Directive: Answer with one number: how many lines hold "styles".
--- Start Stored data ---
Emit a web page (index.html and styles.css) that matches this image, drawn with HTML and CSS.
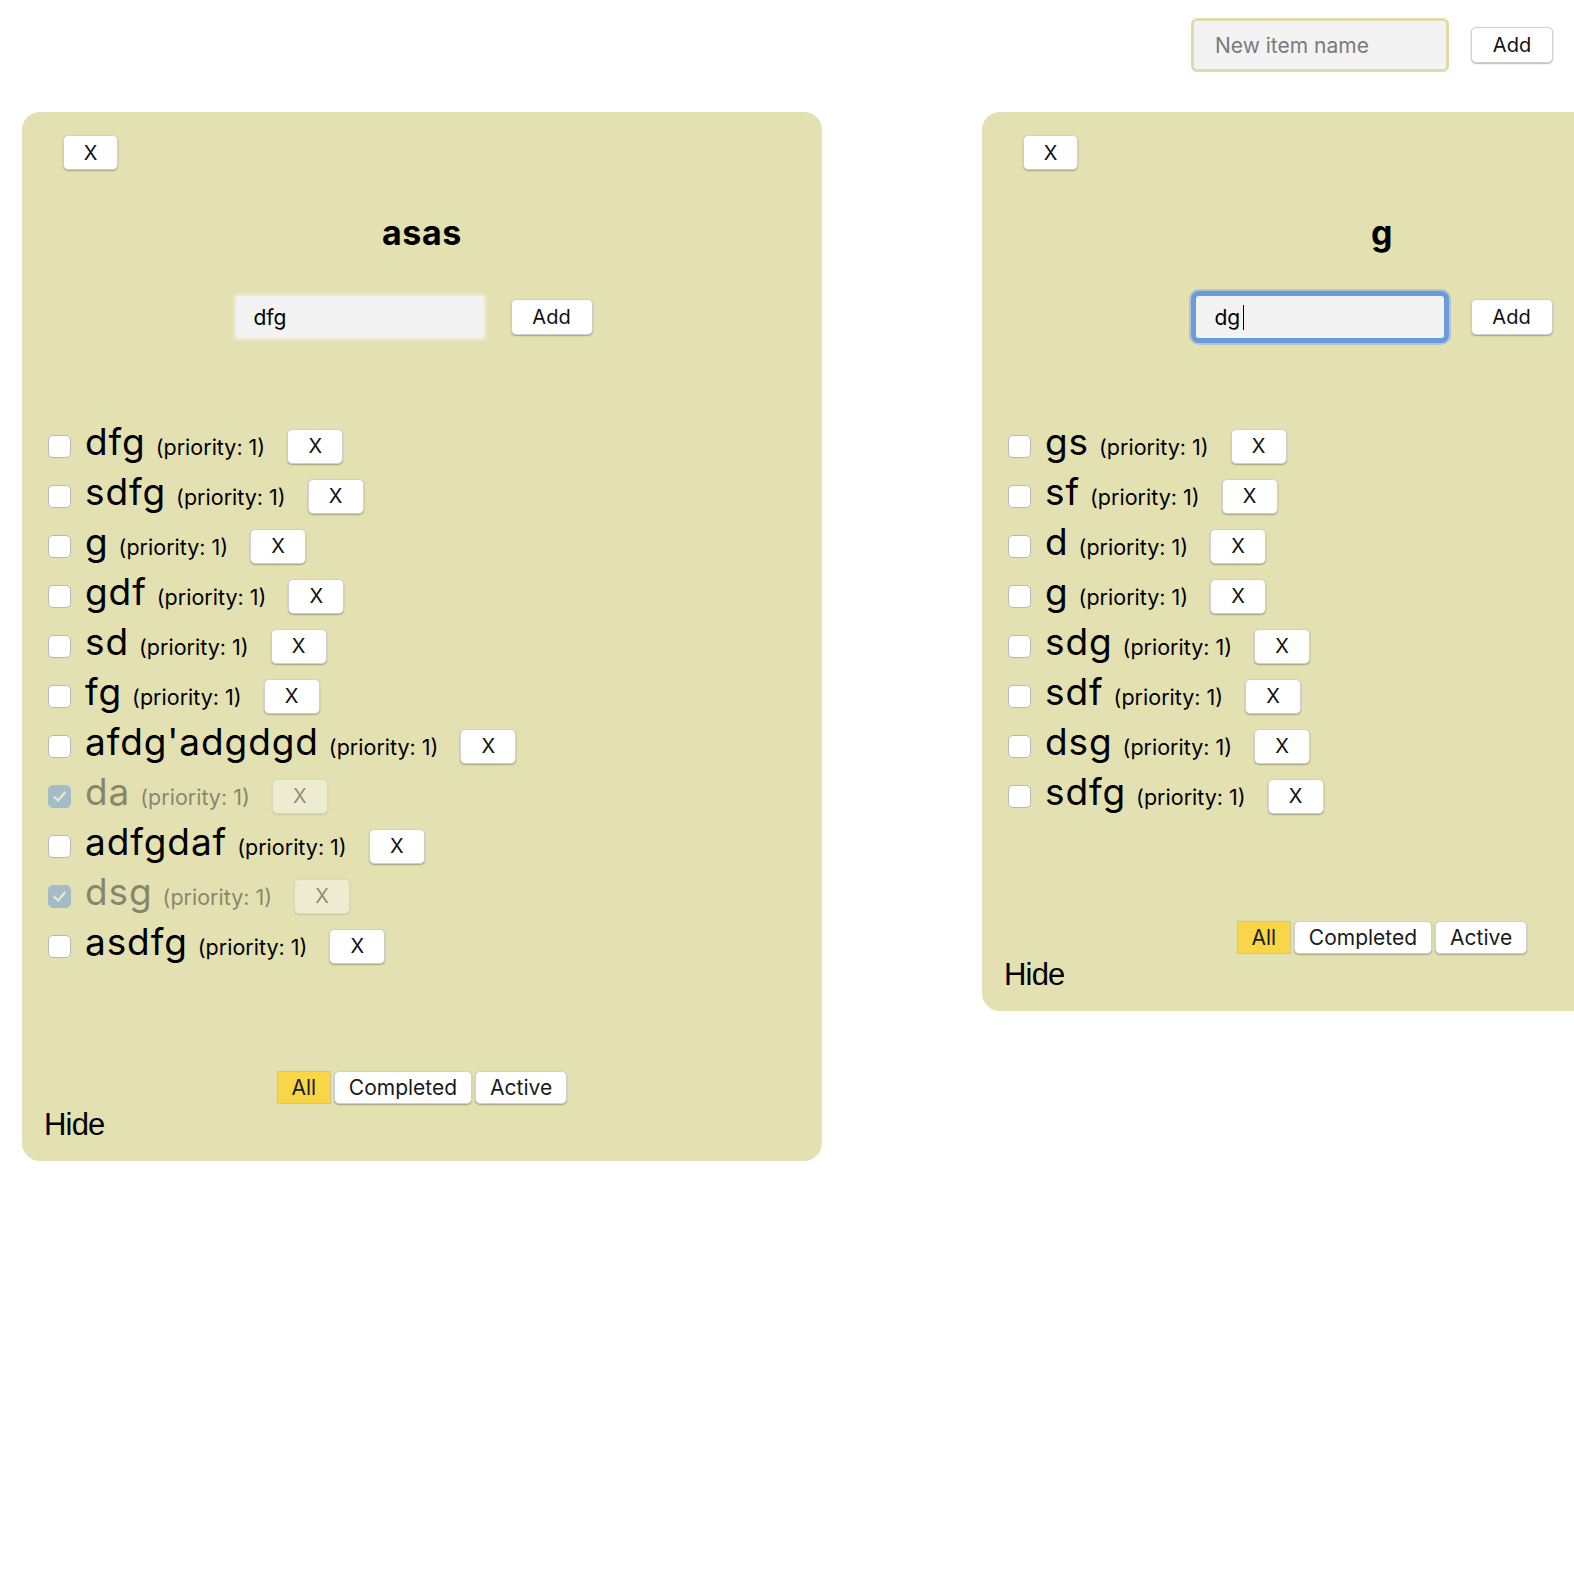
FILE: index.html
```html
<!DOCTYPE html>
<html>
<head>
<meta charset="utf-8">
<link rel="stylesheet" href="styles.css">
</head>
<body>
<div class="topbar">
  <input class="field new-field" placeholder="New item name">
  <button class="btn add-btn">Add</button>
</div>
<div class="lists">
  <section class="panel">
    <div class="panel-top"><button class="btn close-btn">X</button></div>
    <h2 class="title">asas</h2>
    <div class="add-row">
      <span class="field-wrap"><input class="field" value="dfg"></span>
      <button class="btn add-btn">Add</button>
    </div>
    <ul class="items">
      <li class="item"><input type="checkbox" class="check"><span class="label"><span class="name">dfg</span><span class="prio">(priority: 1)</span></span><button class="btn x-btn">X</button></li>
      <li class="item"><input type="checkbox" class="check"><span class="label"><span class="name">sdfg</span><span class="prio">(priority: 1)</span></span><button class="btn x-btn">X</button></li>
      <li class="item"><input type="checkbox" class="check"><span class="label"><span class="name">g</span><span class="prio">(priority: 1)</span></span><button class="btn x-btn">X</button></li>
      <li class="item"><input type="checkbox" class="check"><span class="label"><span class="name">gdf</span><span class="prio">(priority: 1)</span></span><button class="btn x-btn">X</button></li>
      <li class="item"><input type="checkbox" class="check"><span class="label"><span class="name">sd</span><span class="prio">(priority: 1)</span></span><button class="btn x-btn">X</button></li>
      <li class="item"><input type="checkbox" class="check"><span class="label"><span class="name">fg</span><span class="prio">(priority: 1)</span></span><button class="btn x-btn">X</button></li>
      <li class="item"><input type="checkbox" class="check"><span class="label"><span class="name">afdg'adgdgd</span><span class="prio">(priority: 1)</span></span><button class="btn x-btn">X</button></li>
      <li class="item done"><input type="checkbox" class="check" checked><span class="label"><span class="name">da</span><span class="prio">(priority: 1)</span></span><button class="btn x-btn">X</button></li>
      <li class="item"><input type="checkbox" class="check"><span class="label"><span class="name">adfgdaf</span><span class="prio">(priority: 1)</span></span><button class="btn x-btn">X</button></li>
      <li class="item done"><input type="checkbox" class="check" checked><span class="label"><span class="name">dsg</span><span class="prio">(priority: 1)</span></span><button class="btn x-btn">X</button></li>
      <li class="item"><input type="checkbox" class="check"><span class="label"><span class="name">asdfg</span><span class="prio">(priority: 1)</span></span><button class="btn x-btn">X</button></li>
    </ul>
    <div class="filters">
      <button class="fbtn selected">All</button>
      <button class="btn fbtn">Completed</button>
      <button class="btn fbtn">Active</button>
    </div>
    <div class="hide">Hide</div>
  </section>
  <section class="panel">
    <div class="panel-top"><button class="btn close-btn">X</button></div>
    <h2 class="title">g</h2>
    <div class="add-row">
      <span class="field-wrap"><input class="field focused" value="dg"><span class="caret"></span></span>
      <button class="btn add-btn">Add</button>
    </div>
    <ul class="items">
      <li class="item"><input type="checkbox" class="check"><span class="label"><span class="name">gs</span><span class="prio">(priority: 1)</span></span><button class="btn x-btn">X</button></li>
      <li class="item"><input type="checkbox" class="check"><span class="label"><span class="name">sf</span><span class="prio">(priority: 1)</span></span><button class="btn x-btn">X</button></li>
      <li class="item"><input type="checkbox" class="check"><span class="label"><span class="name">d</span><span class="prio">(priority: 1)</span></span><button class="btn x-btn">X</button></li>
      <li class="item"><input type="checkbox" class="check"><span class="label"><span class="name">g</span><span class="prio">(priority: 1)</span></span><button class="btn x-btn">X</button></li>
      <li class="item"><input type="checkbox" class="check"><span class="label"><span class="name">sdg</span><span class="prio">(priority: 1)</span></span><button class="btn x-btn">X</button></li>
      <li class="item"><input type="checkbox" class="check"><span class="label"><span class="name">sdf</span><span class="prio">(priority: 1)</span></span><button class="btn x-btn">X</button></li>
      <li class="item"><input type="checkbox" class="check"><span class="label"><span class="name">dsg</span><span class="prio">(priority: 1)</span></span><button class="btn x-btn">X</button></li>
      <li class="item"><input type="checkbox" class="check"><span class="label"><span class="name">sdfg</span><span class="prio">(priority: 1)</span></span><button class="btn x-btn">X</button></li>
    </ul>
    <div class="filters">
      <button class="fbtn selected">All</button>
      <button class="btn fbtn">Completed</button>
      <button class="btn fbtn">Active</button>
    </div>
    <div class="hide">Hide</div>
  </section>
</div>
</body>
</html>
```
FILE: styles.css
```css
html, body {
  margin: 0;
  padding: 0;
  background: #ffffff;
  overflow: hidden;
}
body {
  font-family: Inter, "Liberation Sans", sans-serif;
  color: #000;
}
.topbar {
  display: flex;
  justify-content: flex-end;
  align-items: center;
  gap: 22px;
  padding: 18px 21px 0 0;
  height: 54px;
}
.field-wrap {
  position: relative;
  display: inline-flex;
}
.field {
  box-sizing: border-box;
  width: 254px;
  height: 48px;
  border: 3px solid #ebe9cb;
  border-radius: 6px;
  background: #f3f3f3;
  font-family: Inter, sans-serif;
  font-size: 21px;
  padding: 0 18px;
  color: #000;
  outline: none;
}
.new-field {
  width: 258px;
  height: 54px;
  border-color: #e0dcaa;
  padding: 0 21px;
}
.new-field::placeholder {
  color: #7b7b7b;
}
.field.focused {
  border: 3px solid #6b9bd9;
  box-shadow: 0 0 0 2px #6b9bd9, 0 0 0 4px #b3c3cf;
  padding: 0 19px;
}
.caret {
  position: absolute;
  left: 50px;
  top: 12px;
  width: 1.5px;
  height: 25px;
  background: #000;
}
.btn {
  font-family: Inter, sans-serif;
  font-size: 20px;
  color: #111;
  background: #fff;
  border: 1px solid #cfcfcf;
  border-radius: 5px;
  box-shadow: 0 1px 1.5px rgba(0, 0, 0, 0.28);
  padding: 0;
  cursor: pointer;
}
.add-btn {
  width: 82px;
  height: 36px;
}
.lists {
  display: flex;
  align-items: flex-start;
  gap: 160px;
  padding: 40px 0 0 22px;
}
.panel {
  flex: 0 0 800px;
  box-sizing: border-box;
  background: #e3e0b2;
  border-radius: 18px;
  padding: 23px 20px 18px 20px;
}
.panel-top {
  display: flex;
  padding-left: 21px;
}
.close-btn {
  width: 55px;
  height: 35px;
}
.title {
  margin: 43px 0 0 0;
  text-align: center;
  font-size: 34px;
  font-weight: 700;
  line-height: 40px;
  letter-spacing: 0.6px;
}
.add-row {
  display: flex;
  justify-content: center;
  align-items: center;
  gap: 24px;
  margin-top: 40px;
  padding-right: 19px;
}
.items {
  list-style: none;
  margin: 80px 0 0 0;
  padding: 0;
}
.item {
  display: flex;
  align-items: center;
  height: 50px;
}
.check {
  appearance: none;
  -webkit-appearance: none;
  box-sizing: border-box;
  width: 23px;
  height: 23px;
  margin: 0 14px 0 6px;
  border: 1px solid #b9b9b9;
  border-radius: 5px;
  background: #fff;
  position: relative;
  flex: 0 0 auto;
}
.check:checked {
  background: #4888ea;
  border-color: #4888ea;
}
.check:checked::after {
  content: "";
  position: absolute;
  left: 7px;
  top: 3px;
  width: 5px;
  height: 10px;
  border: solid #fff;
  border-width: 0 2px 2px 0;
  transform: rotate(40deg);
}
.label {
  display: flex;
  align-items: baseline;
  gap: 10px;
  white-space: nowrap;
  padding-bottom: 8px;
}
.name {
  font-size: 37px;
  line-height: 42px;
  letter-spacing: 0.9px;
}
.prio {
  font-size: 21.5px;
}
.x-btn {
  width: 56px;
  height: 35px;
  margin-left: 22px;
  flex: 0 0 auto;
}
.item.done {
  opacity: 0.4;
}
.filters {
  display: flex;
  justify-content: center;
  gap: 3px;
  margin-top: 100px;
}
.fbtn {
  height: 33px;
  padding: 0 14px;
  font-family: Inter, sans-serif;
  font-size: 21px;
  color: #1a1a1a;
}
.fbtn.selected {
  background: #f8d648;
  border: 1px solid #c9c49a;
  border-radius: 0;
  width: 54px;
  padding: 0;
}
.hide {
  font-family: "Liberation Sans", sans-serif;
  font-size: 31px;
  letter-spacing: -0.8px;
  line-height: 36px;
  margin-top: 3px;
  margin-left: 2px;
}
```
--- End Stored data ---
Exercise answer: 3